"""

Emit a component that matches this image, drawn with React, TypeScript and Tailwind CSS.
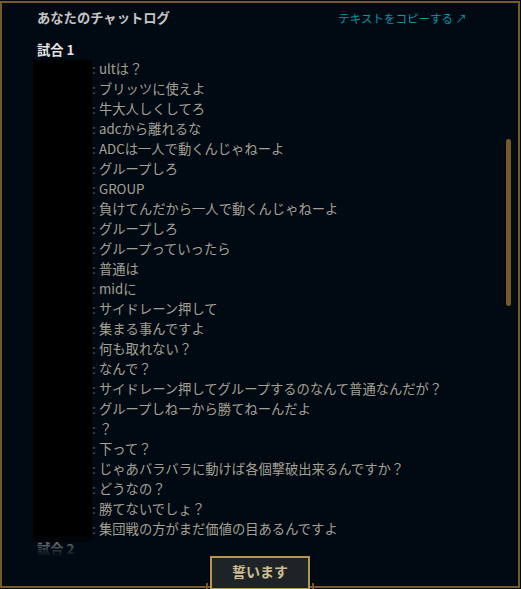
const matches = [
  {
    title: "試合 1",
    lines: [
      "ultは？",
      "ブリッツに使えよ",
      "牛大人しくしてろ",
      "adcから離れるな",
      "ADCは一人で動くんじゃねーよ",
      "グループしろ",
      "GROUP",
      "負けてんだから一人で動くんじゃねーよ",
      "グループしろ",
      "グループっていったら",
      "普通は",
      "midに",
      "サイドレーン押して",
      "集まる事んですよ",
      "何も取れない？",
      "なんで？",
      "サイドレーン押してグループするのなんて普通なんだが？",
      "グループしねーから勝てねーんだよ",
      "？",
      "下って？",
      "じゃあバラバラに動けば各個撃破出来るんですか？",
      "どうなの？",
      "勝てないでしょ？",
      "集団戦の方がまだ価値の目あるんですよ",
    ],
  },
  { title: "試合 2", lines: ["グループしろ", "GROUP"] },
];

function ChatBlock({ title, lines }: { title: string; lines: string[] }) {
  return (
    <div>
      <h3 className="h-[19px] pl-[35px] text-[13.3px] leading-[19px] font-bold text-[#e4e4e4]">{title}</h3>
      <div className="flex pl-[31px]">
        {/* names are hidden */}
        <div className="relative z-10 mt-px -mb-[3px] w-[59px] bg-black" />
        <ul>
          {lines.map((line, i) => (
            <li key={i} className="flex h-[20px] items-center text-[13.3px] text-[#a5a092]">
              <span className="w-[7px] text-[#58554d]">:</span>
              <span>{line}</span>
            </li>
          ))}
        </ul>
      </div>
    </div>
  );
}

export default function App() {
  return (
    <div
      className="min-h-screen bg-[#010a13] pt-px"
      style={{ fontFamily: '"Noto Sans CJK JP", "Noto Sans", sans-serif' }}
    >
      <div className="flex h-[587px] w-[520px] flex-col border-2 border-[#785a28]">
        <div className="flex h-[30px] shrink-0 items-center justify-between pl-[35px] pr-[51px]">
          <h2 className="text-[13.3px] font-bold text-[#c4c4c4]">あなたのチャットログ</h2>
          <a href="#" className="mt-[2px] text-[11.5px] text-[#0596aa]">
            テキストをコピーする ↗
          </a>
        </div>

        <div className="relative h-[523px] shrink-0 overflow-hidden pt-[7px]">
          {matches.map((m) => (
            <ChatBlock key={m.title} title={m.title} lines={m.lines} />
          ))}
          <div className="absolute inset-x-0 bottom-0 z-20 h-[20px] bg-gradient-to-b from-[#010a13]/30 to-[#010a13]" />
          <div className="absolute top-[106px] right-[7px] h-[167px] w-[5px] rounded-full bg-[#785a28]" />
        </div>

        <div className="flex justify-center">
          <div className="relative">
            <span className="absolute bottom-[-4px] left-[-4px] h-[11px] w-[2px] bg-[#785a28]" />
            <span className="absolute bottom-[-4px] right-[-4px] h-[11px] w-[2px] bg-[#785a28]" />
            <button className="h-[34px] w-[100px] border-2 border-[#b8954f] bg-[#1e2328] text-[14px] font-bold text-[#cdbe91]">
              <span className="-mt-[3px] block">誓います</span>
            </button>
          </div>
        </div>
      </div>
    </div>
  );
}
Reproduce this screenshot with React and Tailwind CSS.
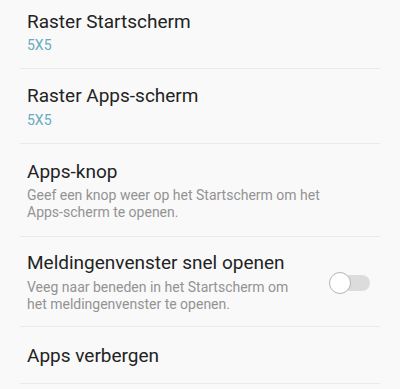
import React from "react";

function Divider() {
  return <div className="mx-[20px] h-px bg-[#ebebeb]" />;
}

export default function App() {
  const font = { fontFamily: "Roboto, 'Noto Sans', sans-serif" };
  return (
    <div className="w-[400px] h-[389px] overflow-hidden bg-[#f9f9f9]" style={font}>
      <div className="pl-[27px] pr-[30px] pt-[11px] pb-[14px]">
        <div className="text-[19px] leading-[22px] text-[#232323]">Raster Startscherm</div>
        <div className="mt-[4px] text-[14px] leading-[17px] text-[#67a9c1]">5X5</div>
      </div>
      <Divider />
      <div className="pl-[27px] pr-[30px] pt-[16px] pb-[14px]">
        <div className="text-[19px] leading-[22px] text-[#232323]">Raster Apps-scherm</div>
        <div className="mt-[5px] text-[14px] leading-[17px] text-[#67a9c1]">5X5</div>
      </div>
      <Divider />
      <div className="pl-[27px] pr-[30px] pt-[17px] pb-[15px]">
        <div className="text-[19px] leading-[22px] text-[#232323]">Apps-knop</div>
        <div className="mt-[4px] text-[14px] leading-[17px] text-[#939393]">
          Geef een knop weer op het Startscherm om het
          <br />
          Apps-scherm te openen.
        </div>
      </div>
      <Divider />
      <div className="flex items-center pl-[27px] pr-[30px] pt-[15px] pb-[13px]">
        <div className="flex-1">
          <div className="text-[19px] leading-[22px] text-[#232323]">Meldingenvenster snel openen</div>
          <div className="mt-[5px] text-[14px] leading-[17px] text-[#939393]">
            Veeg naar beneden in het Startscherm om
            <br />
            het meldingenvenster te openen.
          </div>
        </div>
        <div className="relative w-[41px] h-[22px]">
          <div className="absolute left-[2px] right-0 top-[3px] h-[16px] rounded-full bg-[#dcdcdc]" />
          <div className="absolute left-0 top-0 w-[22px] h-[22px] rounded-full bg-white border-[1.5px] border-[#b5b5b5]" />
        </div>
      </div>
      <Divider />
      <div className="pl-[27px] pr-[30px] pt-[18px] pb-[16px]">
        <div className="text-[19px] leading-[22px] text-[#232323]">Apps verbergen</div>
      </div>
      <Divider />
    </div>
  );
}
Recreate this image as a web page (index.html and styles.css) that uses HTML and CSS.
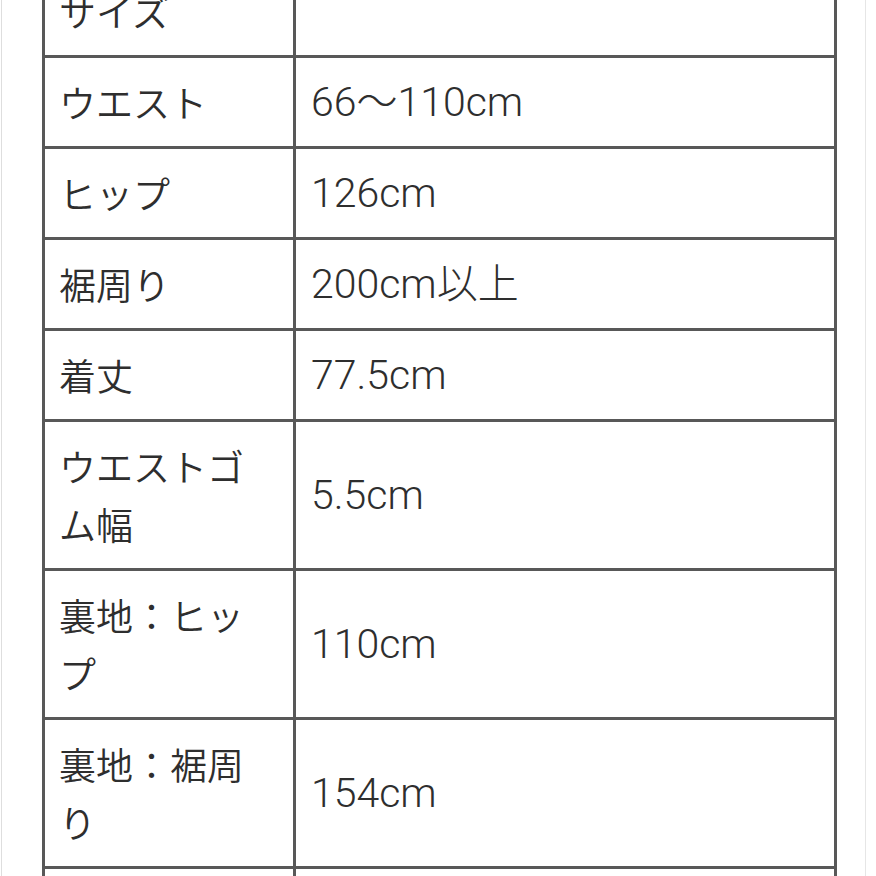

"""

**What to produce:**
Where a line of the data holds "with", show that line.

**Solution:**
Emit a component that matches this image, drawn with React, TypeScript and Tailwind CSS.
Reproduce this screenshot with React and Tailwind CSS.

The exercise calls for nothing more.